It’s the holiday gathering itself that is so appealing

It’s the holiday gathering itself that is so appealing
                        

“The Sun looks down on nothing half so good as a household laughing together over a meal.” — C.S. Lewis.

There is a standard trope that appears in movies — mostly horror movies — where some particularly ghoulish scene is followed immediately by another in which we find the same characters at a dining table sawing away at an oversized, overly rare cut of beef. We’ve hacked the head off a vampire and now we are gathered at this tavern sharing a prime rib from which we must hack our own dinner. I think it’s meant to elicit a groan and probably kill off audience appetites, but it always makes me hungry, probably because I’ve never had to actually dispatch a vampire.

I think it’s the gathering itself that is so appealing, no matter the circumstances. My own fantasy holidays involve either oak-beamed ancient hostelries with red-cheeked innkeepers bringing bottomless tankards of ale or smarty pants cocktail parties with too many slick dishes made of chicken liver and plenty of gin and lipstick-stained cigarettes. Obviously, neither is practical so there’s nothing to do but soldier on through cheese balls and Pfaltzgraff.

When I ran across the C.S. Lewis quote above, I took a screen shot and saved it. I thought it perfectly expressed, by omission, our absolutely ruined year of 2020.

Last New Year’s Eve saw me at the first such party I’ve attended in ages, happily smooching in the brand-new year with friends thoughtful enough to offer pork and kraut. What if we’d all known what lay ahead?

Just a few short weeks ago, I mentioned in passing the number of COVID-19 dead in the U.S. was pushing toward a quarter-million, never expecting my prediction would come to pass in such a shockingly short time and making a half-million entirely conceivable.

I now know at least a dozen people, personally, who are sick with this dreadful thing, people I care very much about, and that makes my anger verge on rage at the unnecessary outcomes we are seeing as the year draws to a close.

I want my year back. I insist, like a Karen at the complaint counter, my destroyed year be compensated for with another happy one tacked on somewhere else, and I’m not signing any release forms, either.

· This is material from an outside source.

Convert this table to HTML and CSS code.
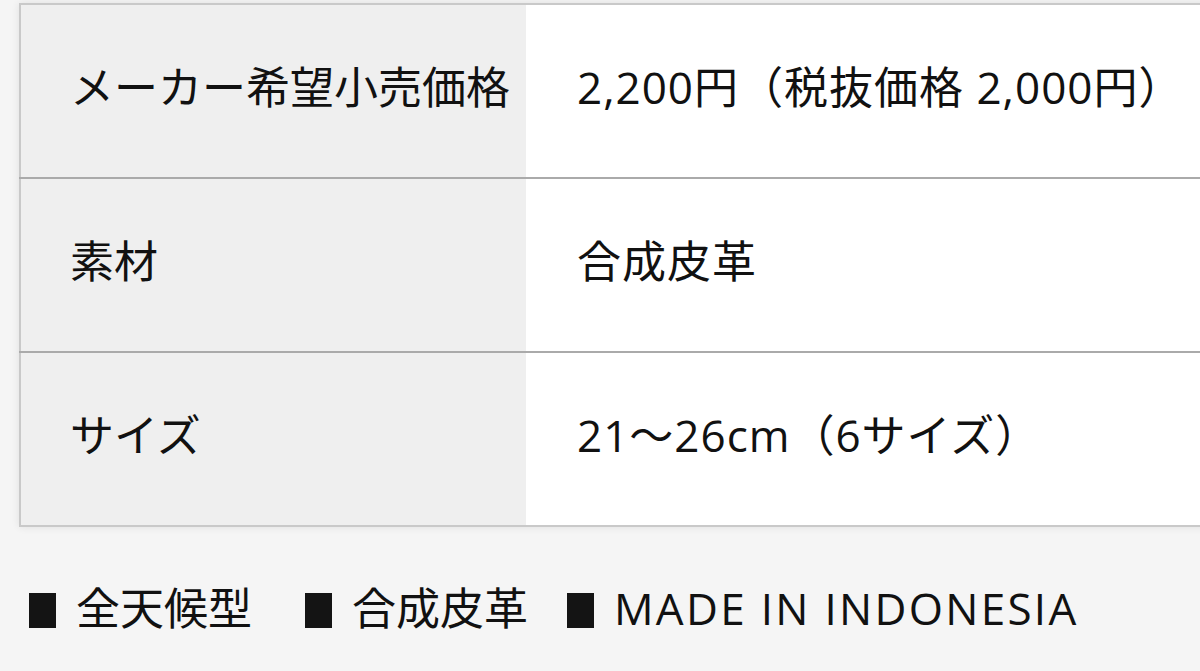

Will there be office Christmas parties in 2020? I remember some humdingers and am grateful I can’t remember them too specifically. Even if we mask up, that one guy who always has one drink too many will shed his mask to sing naughty carols and infect everyone, along with the sadder but wiser people sneaking off to the bedroom coat pile to make mischief.

But it is my nature to be cheerful and look for a way out when cheerfulness is in short supply. What can we do to please the sun looking down on our laughter? If we can’t get together for a meal, let’s find new things to make and eat and share the results so that others can have the same experience. Maybe office Christmas parties will have to be bundled-up outdoor affairs around a fire pit with plenty of room to stay away from people.

What if we plotted out the dinner we’d like to have with family or friends and had the stuff all sent to their house as a gift? It sounds hard to pull off but certainly superior to a dinner via Zoom.

Barring the nick-of-time arrival of the newly promising vaccines, maybe we will have to spread Christmas out through the whole of December this year, with extra effort to connect with family in different ways across distances too frightening to cross safely in person.

I’m going to stake my plague vampires and cut to the roast beef somehow.